Averaging or Rupee Cost Averaging is a simple concept which is a unique feature of Systematic Investment Plan. Since markets do not move in a straight line, SIP investment ensures that scheme units are being purchased regularly irrespective of the market levels. So, more units are bought when the market is low and vice versa. This eventually results in cost averaging and also helps in smooth sailing through volatility.
3 Aligned with specific goals
A major benefit of investing in ELSS through SIP is that the investments and frequency can be aligned with both long term as well as short term goals of the investor. ELSS is not merely a Section 80C tax savings product, but an investment vehicle which can be utilised for achieving specific personal financial goals.
Lump Sum Investing
Lump Sum essentially means ‘one time investment’ or investing the entire amount in one go. Let’s see some of the advantages of this investment mode.
Advantages of lump sum investing:
For individuals with sufficient savings or balances and with knowledge of markets and investing, a lump sum investment can prove to be beneficial. This is also applicable for people engaged in business who might not have regular cash flows but can accommodate lump sum investments at the time of tax planning.
2 Year End Tax planning
During the annual document submission exercise, when there is no time at hand, lump sum is the option that the investor has to go with. Although this form of investment is simple, an ideal approach would be investing from the start of the financial year itself.
SIP or Lumpsum?
Now which mode to select for your ELSS investments is a factor of certain key attributes like
1 Lock in period v / s liquidity
ELSS investments come with a lock in period of three years. SIP amounts would have a spread out maturity period as per the frequency of investment plan whereas lump sum amounts would be available for redemption immediately after completion of three years. For example, if an investor deposits their entire capital in an investment plan of 3 years on 1st September 2017, all the units will mature on 1st September 2020 and will be available for withdrawal any time after that.

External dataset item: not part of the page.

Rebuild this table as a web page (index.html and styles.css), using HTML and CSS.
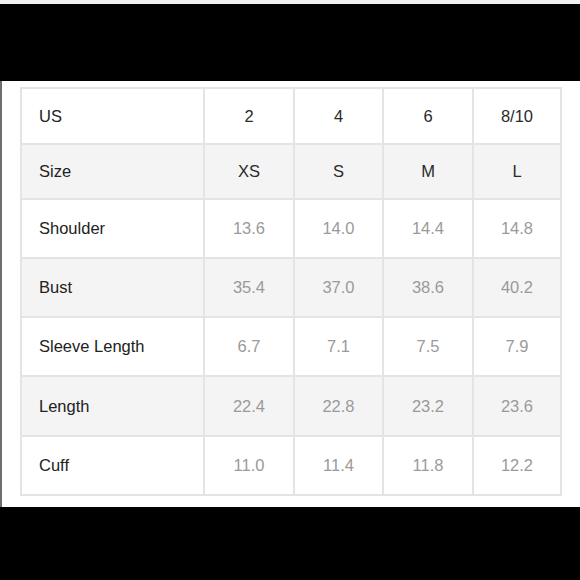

If invested via SIP, the scenario will be different. Here, an investor deposits funds every month, starting from 1st September 2017, 1st October 2017, 1st November 2017, and so on. After 3 years, the units bought on 1st September 2017 will mature on 1st September 2020, 1st October 2017 units will mature on 1st October 2020, 1st November 2017 units will mature on 1st November 2020, and so on. The choice of investment would depend on an investor’s liquidity objectives – in case someone is looking for liquidity of these investments at regular intervals after completion of three years, then the SIP route is preferred.
2 Fund requirement
This would differ from person to person. Some investors invest strictly with the time frame in mind and might need the entire amount after completion of three years. Others, on the other hand, might choose to stay with the investments for a longer time period, depending upon the scheme’s performance and their need.
3 Risk tolerance
An individual’s risk assessment with respect to the chosen investment would prove beneficial in answering the ‘how’ question. Markets work in cycles and investors react to market volatility and ‘cycles’ differently. For some, risk mitigation comes with SIP investing, while for other, educated and aware investors, lump sum investing might prove to be a better option.
In case of redemptions, a bull market is obviously better for investors. However, while accumulating units, continuous bull markets would be disadvantageous for SIP investors, as units bought will be fewer.
A bear market will work for both SIP and lump sum investors during the accumulation stage, as more units will be bought. However, this means that investors are indulging in timing the market, which by all means, is a futile exercise.
SIP investing has proved to be successful on the premise that it is not possible and prudent to time the markets.
Last-minute tax rush often leads people into making lump sum investments into new funds every year, which essentially leads to fund overlap.
Thus, it is not about ‘which one of the two’ but more about suitability of one against the other. The decision should be well planned and based on the investor’s risk tolerance and funds availability – along with the goals and time-frame.